In their coverage of the Autumn Statement, publicservice.co.uk quoted CPS Director Tim Knox and Head of Economic Research Ryan Bourne.
To read the full article at publicservice.co.uk, click here.
Ryan Bourne, head of economic research at the Centre For Policy Studies, commented: "The Chancellor set himself two clear fiscal rules in his June 2010 Budget: to eliminate the cyclically-adjusted deficit, and for the debt to GDP ratio to be falling by the end of this Parliament. It is extremely disappointing that he has now decided to re-interpret the first rule as a 'rolling target,' giving him license to 'meet' it two years later in 2016/17. It would have been far more credible for him to state that he would do anything possible to eliminate the deficit within this Parliament, with further spending cuts if necessary. By deciding against doing this, the Chancellor has accepted that central government debt will increase by an additional £145bn across this Parliament – taking our official debt levels to a huge 78 per cent of GDP by 2014/15."

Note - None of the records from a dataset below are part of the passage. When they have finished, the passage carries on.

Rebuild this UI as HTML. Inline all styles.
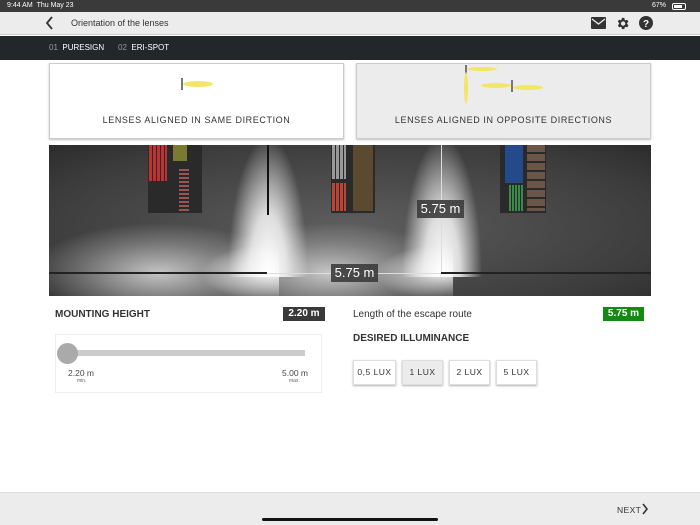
<!DOCTYPE html>
<html><head><meta charset="utf-8"><style>
*{margin:0;padding:0;box-sizing:border-box}
body{width:700px;height:525px;overflow:hidden;background:#fff;font-family:"Liberation Sans",sans-serif;position:relative;color:#333}
.abs{position:absolute}
</style></head><body>
<div class="abs" style="left:0;top:0;width:700px;height:12px;background:#3a3a3a;color:#fff;font-size:7px;line-height:12px">
 <span class="abs" style="left:7px">9:44 AM&nbsp;&nbsp;Thu May 23</span>
 <span class="abs" style="left:652px">67%</span>
 <span class="abs" style="left:672px;top:3px;width:14px;height:7px;border:1px solid #fff;border-radius:2px"><span class="abs" style="left:1px;top:1px;width:8px;height:3px;background:#fff"></span></span>
</div>
<div class="abs" style="left:0;top:12px;width:700px;height:23px;background:#ececec;border-bottom:1px solid #ccc">
 <svg class="abs" style="left:45px;top:4px" width="10" height="14"><path d="M7 1L2 7L7 13" stroke="#333" stroke-width="1.8" fill="none"/></svg>
 <span class="abs" style="left:71px;top:6px;font-size:9px;color:#333">Orientation of the lenses</span>
 <svg class="abs" style="left:591px;top:5px" width="15" height="12"><rect width="15" height="12" rx="1" fill="#333"/><path d="M1 2L7.5 7L14 2" stroke="#ececec" stroke-width="1.3" fill="none"/></svg>
 <svg class="abs" style="left:615px;top:4px" width="15" height="15" viewBox="0 0 24 24"><path fill="#333" d="M19.4 13a7.5 7.5 0 000-2l2.1-1.6-2-3.5-2.5 1a7.5 7.5 0 00-1.7-1L15 3h-4l-.4 2.8a7.5 7.5 0 00-1.7 1l-2.5-1-2 3.5L6.6 11a7.5 7.5 0 000 2l-2.1 1.6 2 3.5 2.5-1a7.5 7.5 0 001.7 1L11 21h4l.4-2.8a7.5 7.5 0 001.7-1l2.5 1 2-3.5zM13 15.5a3.5 3.5 0 110-7 3.5 3.5 0 010 7z"/></svg>
 <svg class="abs" style="left:639px;top:4px" width="14" height="14"><circle cx="7" cy="7" r="7" fill="#333"/><text x="7" y="11" font-size="10" font-weight="bold" fill="#fff" text-anchor="middle" font-family="Liberation Sans">?</text></svg>
</div>
<div class="abs" style="left:0;top:36px;width:700px;height:24px;background:#23272a;font-size:8px;line-height:24px;color:#fff">
 <span class="abs" style="left:49px"><span style="color:#999">01</span>&nbsp; PURESIGN</span>
 <span class="abs" style="left:118px"><span style="color:#999">02</span>&nbsp; ERI-SPOT</span>
</div>
<div class="abs" style="left:49px;top:63px;width:295px;height:76px;background:#fff;border:1px solid #ccc;box-shadow:0 1px 2px rgba(0,0,0,.25)">
 <div class="abs" style="left:131px;top:14px;width:2px;height:12px;background:#777"></div>
 <div class="abs" style="left:133px;top:17px;width:30px;height:6px;background:#f1e66a;border-radius:50%"></div>
 <div class="abs" style="left:0;top:51px;width:100%;text-align:center;font-size:9px;letter-spacing:.6px;color:#333">LENSES ALIGNED IN SAME DIRECTION</div>
</div>
<div class="abs" style="left:356px;top:63px;width:295px;height:76px;background:#ececec;border:1px solid #ccc;box-shadow:0 1px 2px rgba(0,0,0,.25)">
 <div class="abs" style="left:108px;top:1px;width:2px;height:10px;background:#777"></div>
 <div class="abs" style="left:110px;top:3px;width:30px;height:4px;background:#f1e66a;border-radius:50%"></div>
 <div class="abs" style="left:107px;top:8px;width:4px;height:32px;background:#f1e66a;border-radius:50%"></div>
 <div class="abs" style="left:124px;top:19px;width:30px;height:5px;background:#f1e66a;border-radius:50%"></div>
 <div class="abs" style="left:154px;top:16px;width:2px;height:12px;background:#777"></div>
 <div class="abs" style="left:156px;top:21px;width:30px;height:5px;background:#f1e66a;border-radius:50%"></div>
 <div class="abs" style="left:0;top:51px;width:100%;text-align:center;font-size:9px;letter-spacing:.6px;color:#333">LENSES ALIGNED IN OPPOSITE DIRECTIONS</div>
</div>
<div class="abs" style="left:49px;top:145px;width:602px;height:151px;overflow:hidden;background:radial-gradient(ellipse at 50% 55%,#5e5e5e,#3c3c3c 75%,#2c2c2c)">
 <div class="abs" style="left:-20px;top:78px;width:260px;height:100px;background:radial-gradient(closest-side,rgba(240,240,240,.75),rgba(200,200,200,.35) 60%,rgba(200,200,200,0))"></div>
 <div class="abs" style="left:150px;top:78px;width:260px;height:100px;background:radial-gradient(closest-side,rgba(240,240,240,.75),rgba(200,200,200,.35) 60%,rgba(200,200,200,0))"></div>
 <div class="abs" style="left:120px;top:100px;width:110px;height:56px;background:radial-gradient(ellipse 60% 50% at 90% 50%,rgba(255,255,255,.9),rgba(255,255,255,0))"></div>
 <div class="abs" style="left:294px;top:100px;width:110px;height:56px;background:radial-gradient(ellipse 60% 50% at 90% 50%,rgba(255,255,255,.9),rgba(255,255,255,0))"></div>
 <div class="abs" style="left:179px;top:-10px;width:80px;height:142px;background:radial-gradient(ellipse 40px 140px at 50% 100%,#fff,rgba(245,245,245,.85) 45%,rgba(200,200,200,0))"></div>
 <div class="abs" style="left:353px;top:-10px;width:80px;height:142px;background:radial-gradient(ellipse 40px 140px at 50% 100%,#fff,rgba(245,245,245,.85) 45%,rgba(200,200,200,0))"></div>
 <div class="abs" style="left:99px;top:0;width:54px;height:68px;background:#2a2a2a"></div>
 <div class="abs" style="left:100px;top:0;width:18px;height:36px;background:repeating-linear-gradient(90deg,#b33 0 3px,#2a2a2a 3px 4px)"></div>
 <div class="abs" style="left:124px;top:0;width:14px;height:16px;background:#7a7a30"></div>
 <div class="abs" style="left:130px;top:24px;width:10px;height:42px;background:repeating-linear-gradient(#955 0 2px,#2a2a2a 2px 4px)"></div>
 <div class="abs" style="left:282px;top:0;width:44px;height:68px;background:#2a2a2a"></div>
 <div class="abs" style="left:283px;top:0;width:14px;height:34px;background:repeating-linear-gradient(90deg,#999 0 3px,#2a2a2a 3px 4px)"></div>
 <div class="abs" style="left:283px;top:38px;width:14px;height:28px;background:repeating-linear-gradient(90deg,#b43 0 3px,#2a2a2a 3px 4px)"></div>
 <div class="abs" style="left:304px;top:0;width:20px;height:66px;background:#5a4a30"></div>
 <div class="abs" style="left:451px;top:0;width:46px;height:68px;background:#2a2a2a"></div>
 <div class="abs" style="left:456px;top:0;width:18px;height:38px;background:#234a8a"></div>
 <div class="abs" style="left:460px;top:40px;width:14px;height:26px;background:repeating-linear-gradient(90deg,#3a8a4a 0 2px,#2a2a2a 2px 3px)"></div>
 <div class="abs" style="left:478px;top:0;width:18px;height:66px;background:repeating-linear-gradient(#6a5548 0 7px,#2a2a2a 7px 9px)"></div>
 <div class="abs" style="left:218px;top:0;width:2px;height:70px;background:#111"></div>
 <div class="abs" style="left:392px;top:0;width:1px;height:128px;background:#ddd"></div>
 <div class="abs" style="left:0;top:127px;width:218px;height:2px;background:#222"></div>
 <div class="abs" style="left:392px;top:127px;width:210px;height:2px;background:#222"></div>
 <div class="abs" style="left:219px;top:128px;width:173px;height:1px;background:#ddd"></div>
 <div class="abs" style="left:368px;top:55px;width:47px;height:18px;background:rgba(60,60,60,.9);color:#fff;font-size:13px;line-height:18px;text-align:center">5.75 m</div>
 <div class="abs" style="left:282px;top:119px;width:47px;height:18px;background:rgba(60,60,60,.9);color:#fff;font-size:13px;line-height:18px;text-align:center">5.75 m</div>
</div>
<div class="abs" style="left:55px;top:309px;font-size:10px;font-weight:bold;color:#333">MOUNTING HEIGHT</div>
<div class="abs" style="left:283px;top:307px;width:42px;height:14px;background:#3a3a3a;color:#fff;font-size:10px;font-weight:bold;line-height:14px;text-align:center">2.20 m</div>
<div class="abs" style="left:55px;top:334px;width:267px;height:59px;border:1px solid #eee"></div>
<div class="abs" style="left:63px;top:350px;width:242px;height:6px;background:#ccc"></div>
<div class="abs" style="left:57px;top:343px;width:21px;height:21px;border-radius:50%;background:#aaa"></div>
<div class="abs" style="left:68px;top:368px;font-size:8.5px;color:#444">2.20 m</div>
<div class="abs" style="left:77px;top:378px;font-size:5px;color:#666">min.</div>
<div class="abs" style="left:282px;top:368px;font-size:8.5px;color:#444">5.00 m</div>
<div class="abs" style="left:289px;top:378px;font-size:5px;color:#666">max.</div>
<div class="abs" style="left:353px;top:309px;font-size:10px;color:#333">Length of the escape route</div>
<div class="abs" style="left:603px;top:307px;width:41px;height:14px;background:#138a13;color:#fff;font-size:10px;font-weight:bold;line-height:14px;text-align:center">5.75 m</div>
<div class="abs" style="left:353px;top:333px;font-size:10px;font-weight:bold;color:#333">DESIRED ILLUMINANCE</div>
<div class="abs" style="left:353px;top:360px;width:43px;height:25px;background:#fff;border:1px solid #ddd;box-shadow:0 1px 2px rgba(0,0,0,.3);font-size:8.5px;line-height:23px;text-align:center;letter-spacing:.5px">0,5 LUX</div>
<div class="abs" style="left:402px;top:360px;width:41px;height:25px;background:#ececec;border:1px solid #ddd;box-shadow:0 1px 2px rgba(0,0,0,.3);font-size:8.5px;line-height:23px;text-align:center;letter-spacing:.5px">1 LUX</div>
<div class="abs" style="left:449px;top:360px;width:41px;height:25px;background:#fff;border:1px solid #ddd;box-shadow:0 1px 2px rgba(0,0,0,.3);font-size:8.5px;line-height:23px;text-align:center;letter-spacing:.5px">2 LUX</div>
<div class="abs" style="left:496px;top:360px;width:41px;height:25px;background:#fff;border:1px solid #ddd;box-shadow:0 1px 2px rgba(0,0,0,.3);font-size:8.5px;line-height:23px;text-align:center;letter-spacing:.5px">5 LUX</div>
<div class="abs" style="left:0;top:492px;width:700px;height:33px;background:#ececec;border-top:1px solid #ddd">
 <span class="abs" style="left:617px;top:12px;font-size:8.5px;color:#333;letter-spacing:.4px">NEXT</span>
 <svg class="abs" style="left:641px;top:10px" width="8" height="12"><path d="M2 1L6 6L2 11" stroke="#333" stroke-width="1.6" fill="none"/></svg>
 <div class="abs" style="left:262px;top:25px;width:176px;height:3px;border-radius:2px;background:#111"></div>
</div>
</body></html>
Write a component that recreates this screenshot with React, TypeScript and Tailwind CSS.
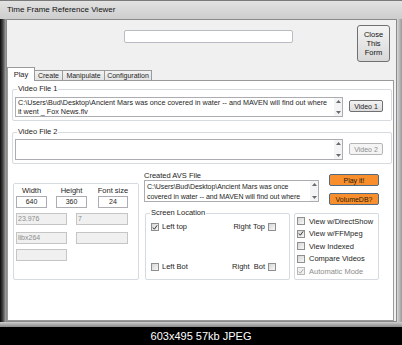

He went on: "It's important to note that all of the forecasts released by the OBR depend on a resolution in the eurozone. Unless this is resolved quickly, recession is probable and the Chancellor is likely to regret not taking pre-emptive measures to cut spending more quickly than he'd originally planned. There are still many areas of government expenditure that are a luxury for the economic circumstances that face us – and a hurricane from the continent could lead to a rapid decline in market confidence in our ability to pay our debts."
The think tank's director Tim Knox added: "Some measures [in the Autumn Statement] were certainly welcome: raising the state pension age is a fantastic measure which will both save money and generate growth (it has been calculated that raising the state pension age to 70 would add 0.5 per cent [or about £10bn] to the growth rate). But many of the measures announced today amount to little more than government meddling. It remains to be seen how far underwriting capital in the wholesale markets will actually find its way to SMEs, while the effectiveness of the national infrastructure plan will depend on how quickly private investment could be tapped."
Knox summarised some schemes the Chancellor announced, including a £50 cut in water bills for families in the south-west of England (£30m), free childcare places for 260,000 two-year-olds (£650m), £1.2bn for school building projects, £5bn for 35 new infrastructure projects, including new rail lines and superfast broadband, a £250m support package for energy-intensive firms, the £1bn 'youth contract' to subsidise six-month work placements for 410,000 young people, a £1bn business finance partnership to raise money for medium-sized firms, a regional growth regeneration fund to get £1bn in extra funding, a restriction on rail fare increases, and £50m to safeguard the future of cross-border sleeper train services.
"Well, that's another £10bn gone," said Knox, "the equivalent of £400 for every household in the country. Or an immediate halving of the rate of corporation tax (from 25 per cent to 12.5 per cent, where we would be at Irish levels)."